Albeiro Diaz with HTG Supply in Oklahoma City believes that the practice of hydroponics can be restorative.

“Many customers find that growing in hydroponics is therapeutic, because it brings them closer to nature without the mess of soil,” he says. “I got involved because, as a consumer, I wanted to take back some power when it came to choosing where I receive some of my food each week. I wanted to grow varieties I don’t see in the store, like purple tomatoes or wild strawberries. Above all else, I wanted my produce to be fresh – right off the vine.”

After getting over the initial shock of no soil, the advantages of indoors hydroponics systems become clear. Farmers are able to produce food literally anywhere in the world without worrying about growing seasons. Essential nutrients can be added in exact quantities. Vertical space can be used, increasing planting density. Water unused by the plants is recycled. And soil conditions can be ignored because, well, you’re not using it. 

Still not convinced hydroponics can be a good idea for some growers?

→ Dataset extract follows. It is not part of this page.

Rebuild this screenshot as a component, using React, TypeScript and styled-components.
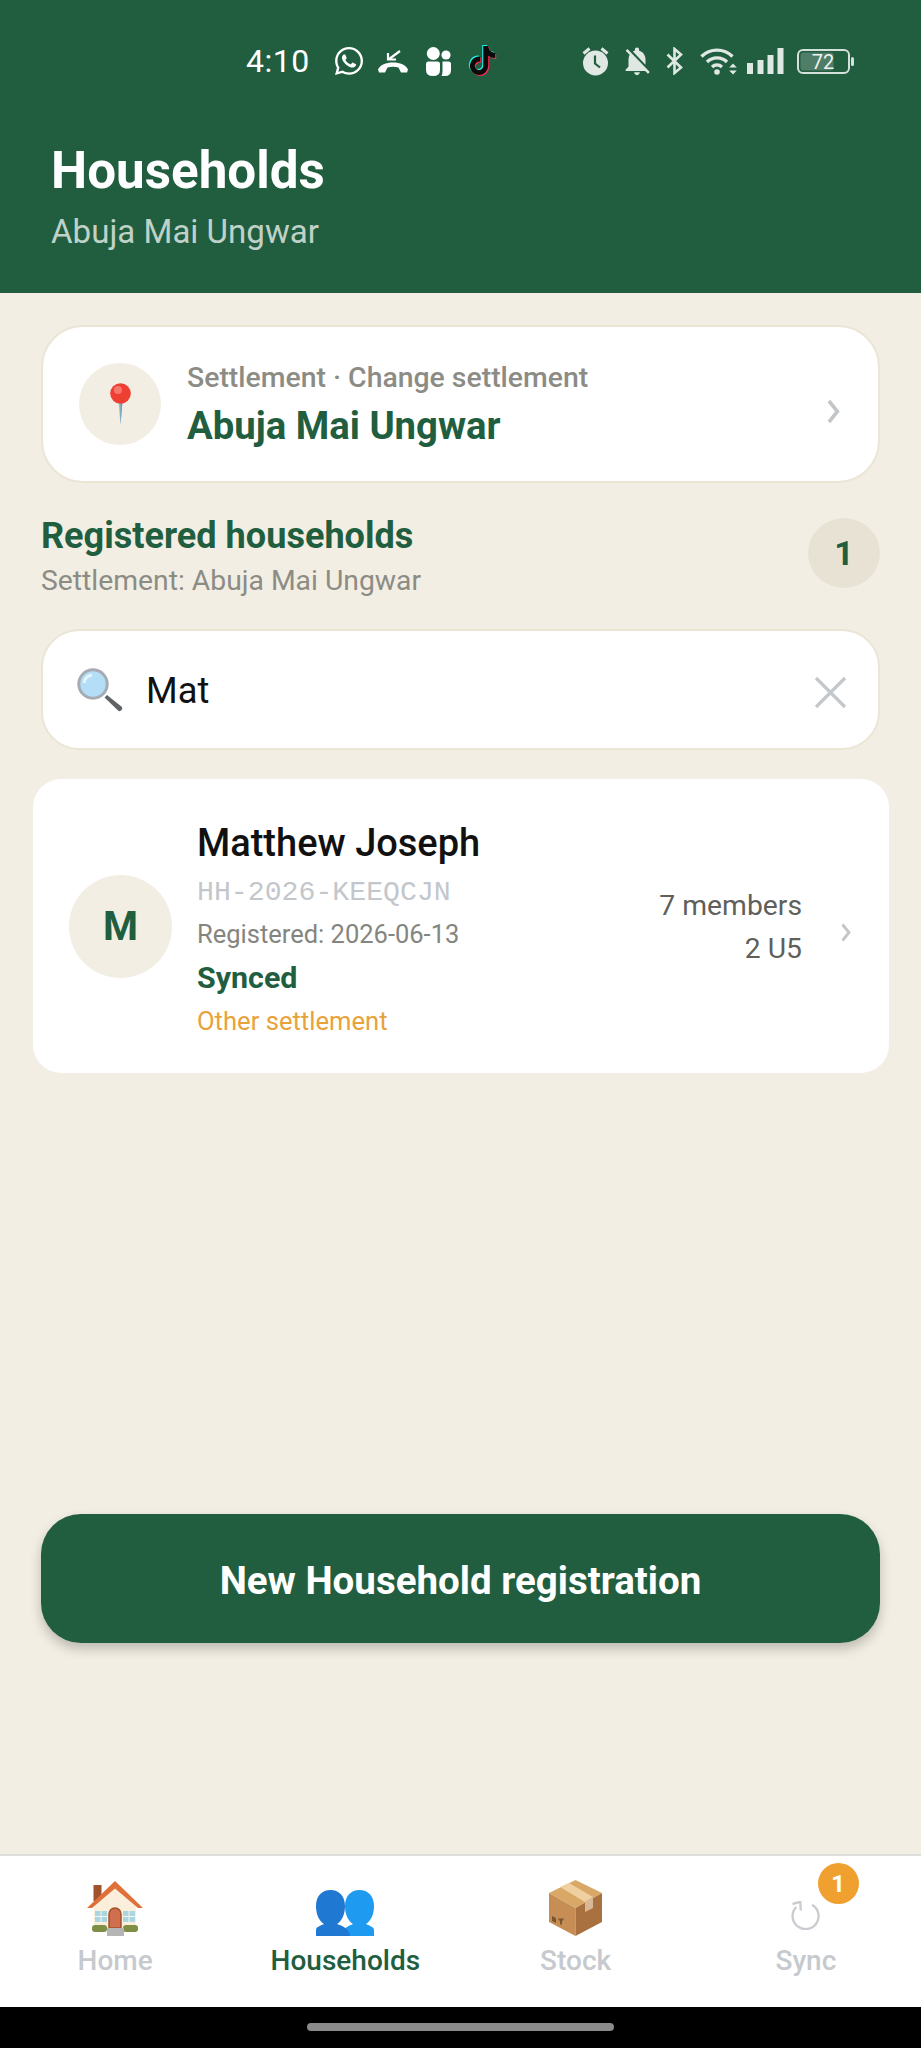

According to GreenOurPlanet.org, when compared to soil-based crops, hydroponics’ advantages include:

  • an increase in production of three to 10 times in the same amount of soil space;
  • up to 90% more efficient use of water;
  • no pest control or chemical weed products;
  • some crops can be grown in half the time; 
  • crops can be grown in climates where weather conditions are unfavorable.

“If you want vigorous growth, bigger fruits and faster yields, you should definitely try hydroponics,” says Diaz. “Our priority is always the success of your first harvest.”